Organizations and individuals operating self-hosted Karakeep instances, particularly those deployed in containerized environments with access to internal services. Security teams responsible for SSRF protection in web applications and bookmarking/crawling services. DevOps engineers managing Docker network segmentation for self-hosted applications.

Technical summary

The vulnerability exists in Karakeep's redirect-following processing components, which insufficiently validate redirect destinations after the initial request. An authenticated attacker can supply a URL that returns a series of HTTP redirects, with intermediate redirects pointing to allowed destinations and final redirects targeting internal IP ranges (including Docker-internal addresses such as 172.x.x.x or 10.x.x.x). The application's SSRF protections appear to validate only the initial request target rather than enforcing consistent validation across the entire redirect chain. Affected code paths include crawler-related functionality responsible for fetching bookmark content and video download processing flows.
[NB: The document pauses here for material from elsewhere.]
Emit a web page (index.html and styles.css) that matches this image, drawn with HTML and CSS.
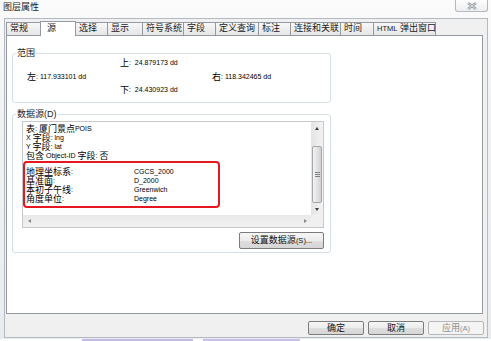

The patch in version 0.32.0 likely implements enhanced redirect chain validation or blocks redirects to internal networks regardless of chain position.

Defensive priority

HIGH

Recommended defensive actions

  • Upgrade Karakeep to version 0.32.0 or later to remediate the SSRF protection bypass vulnerability
  • Review network segmentation between Karakeep application containers and sensitive internal services, particularly Docker-internal networks
  • Audit application logs for suspicious redirect chains or unexpected outbound requests to internal network ranges
  • Implement additional egress filtering at the container or host level to restrict Karakeep's ability to reach internal services
  • Consider deploying Karakeep in an isolated network segment without access to sensitive internal infrastructure
  • Verify that any custom redirect-following configurations or proxy settings do not inadvertently weaken SSRF protections

Evidence notes

Vulnerability description sourced from official CVE record and NVD entry. Affected versions, patch availability, and technical details confirmed through GitHub Security Advisory GHSA-g647-327m-79g9. CVSS vector and scoring per NVD entry. Timeline dates per CVE published and modified timestamps.